Essentially, I interviewed for the job I have been doing for the last five years to join the company as a full time employee. What can I say? I live in the land of reorganization, so there are always job openings and title changes. It was communicated to me that they won’t be making me an offer. At some level, I take that as a compliment, but I am still digesting the feedback.
I know the hiring manager and she was courteous enough to schedule a one-on-one debrief to provide me post-interview feedback. To her credit, she had a checklist. I was actually thrilled, hoping to get some constructive criticism that will help me rise to that next level. We had a brief discussion. For the record, it has absolutely nothing to do with my skills. My skills and abilities were seen as stellar.
We had a good conversation and she did provide two specific examples of communications that were negatively interpreted during the entire interview process. I get where she is coming from and it is probably best that I don’t get an offer, because I don’t think I truly could thrive tied to such a sensitive environment.
The whole application/interview process was disrespectful. Looking back on this now, all of the scheduling/re-scheduling shenanigans that happened to get this thing on the books was a clear indication they truly were not interested in making me a full-time-employee. If they were truly interested, they would have gone above and beyond to get it right, but they didn’t. In the end, it feels like we only went through the exercise in futility so someone could keep their word.

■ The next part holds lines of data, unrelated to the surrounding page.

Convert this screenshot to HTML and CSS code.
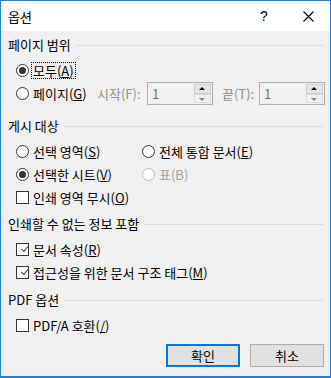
FILE: index.html
```html
<!DOCTYPE html>
<html>
<head>
<meta charset="utf-8">
<link rel="stylesheet" href="styles.css">
</head>
<body>
	<div class="window">
		<div class="titlebar">
			<span class="title">옵션</span>
			<span class="help">?</span>
			<span class="close">
				<svg width="11" height="11" viewBox="0 0 11 11"><path d="M0.5 0.5L10.5 10.5M10.5 0.5L0.5 10.5" stroke="#000" stroke-width="1.1" fill="none"/></svg>
			</span>
		</div>
		<div class="content">
			<div class="sec first">
				<div class="legend"><span>페이지 범위</span><i></i></div>
				<div class="opts">
					<div class="row">
						<span class="radio on"></span><span class="lbl focus">모두(<u>A</u>)</span>
					</div>
					<div class="row">
						<span class="radio"></span><span class="lbl page">페이지(<u>G</u>)</span>
						<span class="dim from">시작(F):</span>
						<span class="spin"><span class="val">1</span><span class="btns"><b class="up"></b><b class="down"></b></span></span>
						<span class="dim to">끝(T):</span>
						<span class="spin"><span class="val">1</span><span class="btns"><b class="up"></b><b class="down"></b></span></span>
					</div>
				</div>
			</div>
			<div class="sec wide">
				<div class="legend"><span>게시 대상</span><i></i></div>
				<div class="opts grid">
					<div class="row"><span class="radio"></span><span class="lbl">선택 영역(<u>S</u>)</span></div>
					<div class="row"><span class="radio"></span><span class="lbl">전체 통합 문서(<u>E</u>)</span></div>
					<div class="row"><span class="radio on"></span><span class="lbl">선택한 시트(<u>V</u>)</span></div>
					<div class="row off"><span class="radio"></span><span class="lbl">표(B)</span></div>
					<div class="row"><span class="check"></span><span class="lbl">인쇄 영역 무시(<u>O</u>)</span></div>
				</div>
			</div>
			<div class="sec tight">
				<div class="legend"><span>인쇄할 수 없는 정보 포함</span><i></i></div>
				<div class="opts">
					<div class="row"><span class="check on"></span><span class="lbl">문서 속성(<u>R</u>)</span></div>
					<div class="row"><span class="check on"></span><span class="lbl">접근성을 위한 문서 구조 태그(<u>M</u>)</span></div>
				</div>
			</div>
			<div class="sec">
				<div class="legend"><span>PDF 옵션</span><i></i></div>
				<div class="opts">
					<div class="row"><span class="check"></span><span class="lbl">PDF/A 호환(<u>/</u>)</span></div>
				</div>
			</div>
			<div class="buttons">
				<button class="btn default">확인</button>
				<button class="btn">취소</button>
			</div>
		</div>
	</div>
</body>
</html>
```

FILE: styles.css
```css
body{
	margin: 0;
	font-family: "Noto Sans CJK KR", "Noto Sans", sans-serif;
	font-size: 13px;
	color: #000;
}
.window{
	width: 331px;
	height: 378px;
	box-sizing: border-box;
	border: 1px solid #1c7fd6;
	border-bottom-width: 2px;
	background: #f0f0f0;
}
.titlebar{
	height: 30px;
	background: #fff;
	display: flex;
	align-items: center;
	padding-left: 7px;
}
.title{
	flex: 1;
}
.help{
	width: 43px;
	font-family: "Liberation Sans", sans-serif;
	font-size: 14px;
}
.close{
	width: 27px;
	display: flex;
	padding-top: 1px;
}
.content{
	padding: 0 5px 0 7px;
	white-space: nowrap;
}
.sec{
	margin-top: 5px;
}
.sec.first{
	margin-top: 3px;
}
.sec.wide{
	margin-top: 10px;
}
.sec.tight{
	margin-top: 4px;
}
.legend{
	height: 20px;
	display: flex;
	align-items: center;
}
.legend i{
	flex: 1;
	height: 0;
	border-top: 1px solid #dcdcdc;
	margin: 2px 1px 0 5px;
}
.opts{
	padding-top: 5px;
	padding-left: 8px;
}
.grid{
	display: grid;
	grid-template-columns: 126px 1fr;
}
.grid .row:last-child{
	grid-column: 1 / 3;
}
.row{
	height: 23px;
	display: flex;
	align-items: center;
}
.row > span{
	flex-shrink: 0;
}
.row u{
	text-decoration: underline;
	text-underline-offset: 1px;
}
.lbl{
	margin-left: 2px;
	padding: 0 1px;
	line-height: 15px;
	border: 1px dotted transparent;
}
.lbl.focus{
	border-color: #000;
}
.lbl.page{
	width: 56px;
}
.radio{
	width: 13px;
	height: 13px;
	box-sizing: border-box;
	border: 1px solid #333;
	border-radius: 50%;
	background: #fff;
	display: flex;
	align-items: center;
	justify-content: center;
}
.radio.on::after{
	content: "";
	width: 7px;
	height: 7px;
	border-radius: 50%;
	background: #333;
}
.off .radio{
	border-color: #bcbcbc;
}
.off .lbl{
	color: #a0a0a0;
}
.check{
	width: 13px;
	height: 13px;
	box-sizing: border-box;
	border: 1px solid #333;
	background: #fff;
	position: relative;
}
.check.on::after{
	content: "";
	position: absolute;
	left: 3px;
	top: 0px;
	width: 3px;
	height: 7px;
	border: solid #444;
	border-width: 0 1px 1px 0;
	transform: rotate(40deg);
	transform-origin: 100% 100%;
}
.dim{
	color: #8d8d8d;
}
.from{
	margin-left: 6px;
	width: 50px;
}
.to{
	margin-left: 9px;
	width: 37px;
}
.spin{
	width: 66px;
	height: 23px;
	box-sizing: border-box;
	border: 1px solid #acacac;
	background: #f0f0f0;
	display: flex;
	padding: 1px;
}
.val{
	flex: 1;
	color: #6d6d6d;
	padding-left: 3px;
	line-height: 19px;
}
.btns{
	width: 17px;
	display: flex;
	flex-direction: column;
}
.btns b{
	flex: 1;
	box-sizing: border-box;
	border: 1px solid #cccccc;
	background: #e6e6e6;
	position: relative;
}
.btns b.down{
	background: #f0f0f0;
	border-color: #dadada;
}
.btns b::after{
	content: "";
	position: absolute;
	left: 4px;
	top: 2px;
	border: 3.5px solid transparent;
	border-bottom: 3px solid #000;
	border-top-width: 0;
}
.btns b.down::after{
	border-bottom-width: 0;
	border-top: 3px solid #8a8a8a;
	top: 3px;
}
.buttons{
	display: flex;
	justify-content: flex-end;
	gap: 10px;
	margin-top: 7px;
	padding-right: 1px;
}
.btn{
	width: 74px;
	height: 23px;
	box-sizing: border-box;
	border: 1px solid #adadad;
	background: #e1e1e1;
	font-family: "Noto Sans CJK KR", sans-serif;
	font-size: 13px;
	color: #000;
	padding: 0;
}
.btn.default{
	border: 2px solid #0078d7;
}
```
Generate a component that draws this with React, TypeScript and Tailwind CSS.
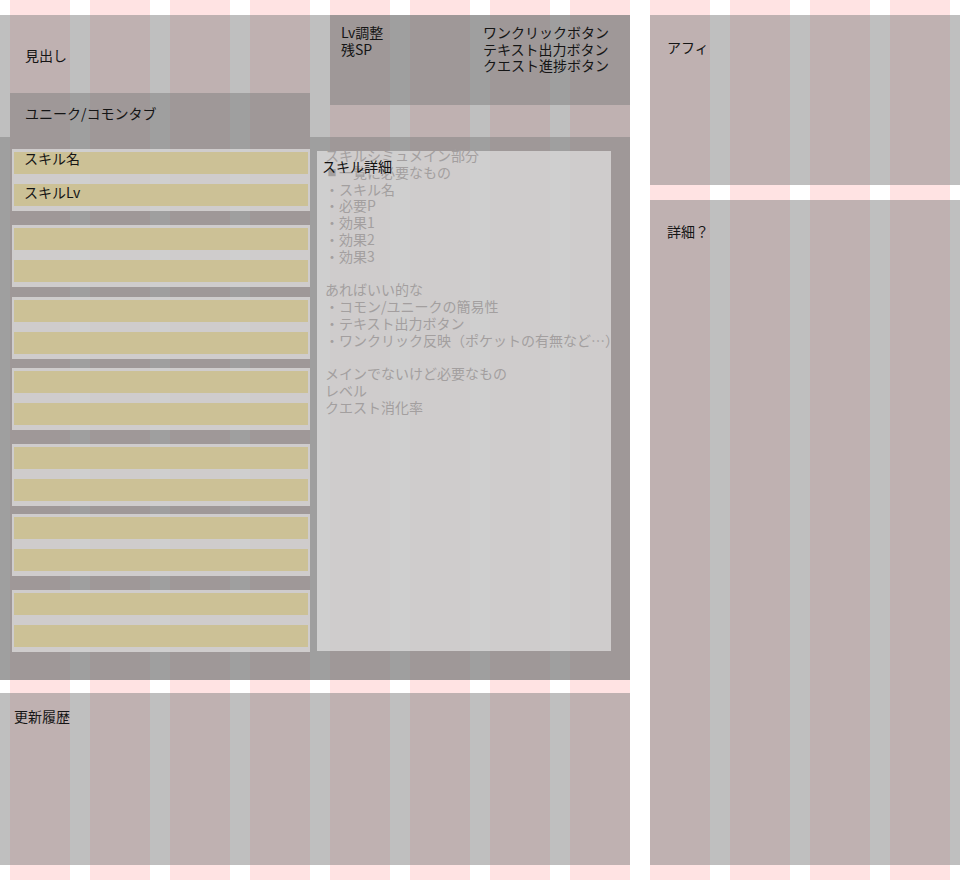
const layer = 'bg-[rgba(128,128,128,0.5)]';

const notes = [
  'スキルシミュメイン部分',
  '■一覧に必要なもの',
  '・スキル名',
  '・必要P',
  '・効果1',
  '・効果2',
  '・効果3',
  '',
  'あればいい的な',
  '・コモン/ユニークの簡易性',
  '・テキスト出力ボタン',
  '・ワンクリック反映（ポケットの有無など…）',
  '',
  'メインでないけど必要なもの',
  'レベル',
  'クエスト消化率',
];

// margin above each skill box (first one is handled by list padding)
const boxGaps = ['', 'mt-[14px]', 'mt-[10px]', 'mt-[9px]', 'mt-[14px]', 'mt-[8px]', 'mt-[14px]'];

function SkillBox({ gap, first }: { gap: string; first?: boolean }) {
  return (
    <div className={`h-[62px] bg-white/50 px-[2px] pt-[3px] ${gap}`}>
      <div className="h-[22px] bg-[rgba(203,190,140,0.85)] pl-[10px]">
        {first && <p className="leading-[13px]">スキル名</p>}
      </div>
      <div className="h-[22px] mt-[10px] bg-[rgba(203,190,140,0.85)] pl-[10px]">
        {first && <p className="leading-[17px]">スキルLv</p>}
      </div>
    </div>
  );
}

function NoteLine({ text }: { text: string }) {
  if (text.startsWith('■')) {
    return (
      <p className="h-[16.8px]">
        <span className="inline-block w-[14px] text-center text-[9px] align-top leading-[18px]">■</span>
        {text.slice(1)}
      </p>
    );
  }
  return <p className="h-[16.8px]">{text}</p>;
}

export default function App() {
  return (
    <div className="w-[960px] h-[880px] flex gap-[20px] py-[15px] bg-[repeating-linear-gradient(90deg,#ffffff_0_10px,#ffe3e3_10px_70px,#ffffff_70px_80px)] font-['Noto_Sans_CJK_JP','Noto_Sans',sans-serif] text-[14px] text-[#151515]">
      <div className="w-[630px] flex flex-col">
        <div className={`h-[665px] flex flex-col ${layer}`}>
          {/* header */}
          <div className="h-[122px] flex">
            <div className="w-[330px] flex flex-col">
              <p className="pl-[25px] pt-[32px] leading-[17px]">見出し</p>
              <div className={`mt-auto ml-[10px] w-[300px] h-[44px] pl-[15px] pt-[12px] leading-[17px] ${layer}`}>
                ユニーク/コモンタブ
              </div>
            </div>
            <div className={`w-[300px] h-[90px] flex pt-[9px] leading-[16.5px] ${layer}`}>
              <div className="w-[153px] pl-[11px]">
                <p>Lv調整</p>
                <p>残SP</p>
              </div>
              <div>
                <p>ワンクリックボタン</p>
                <p>テキスト出力ボタン</p>
                <p>クエスト進捗ボタン</p>
              </div>
            </div>
          </div>

          {/* main */}
          <div className={`flex-1 flex ${layer}`}>
            <div className="ml-[12px] w-[298px] pt-[12px] flex flex-col">
              {boxGaps.map((g, i) => (
                <SkillBox key={i} gap={g} first={i === 0} />
              ))}
            </div>
            <div className="relative ml-[7px] mt-[14px] w-[294px] h-[500px] bg-white/50">
              <div className="-mt-[4px] pl-[8px] leading-[16.8px] text-[#a39f9f] whitespace-pre">
                {notes.map((n, i) => (
                  <NoteLine key={i} text={n} />
                ))}
              </div>
              <p className="absolute left-[5px] top-[7px] leading-[17px] text-[#111]">スキル詳細</p>
            </div>
          </div>
        </div>

        <div className={`mt-[13px] flex-1 pl-[14px] pt-[15px] leading-[17px] ${layer}`}>更新履歴</div>
      </div>

      <div className="w-[310px] flex flex-col">
        <div className={`h-[170px] pl-[17px] pt-[24px] leading-[17px] ${layer}`}>アフィ</div>
        <div className={`mt-[15px] flex-1 pl-[17px] pt-[23px] leading-[17px] ${layer}`}>詳細？</div>
      </div>
    </div>
  );
}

Ultimately, I thanked her for the opportunity to interview and I walked away with a couple of things to think about. The one item that continues to go over and over in my head was a slice of the direct feedback where I was informed that my relaying of the story about how mis-managed this whole process had been ‘felt a little pokey.’ My head almost exploded! First, I was shocked at this response to my honest feedback about how the ‘we-want-to-hire-you-candidate’ was awful was not appreciated and second, the only pokey I could think of was from my childhood.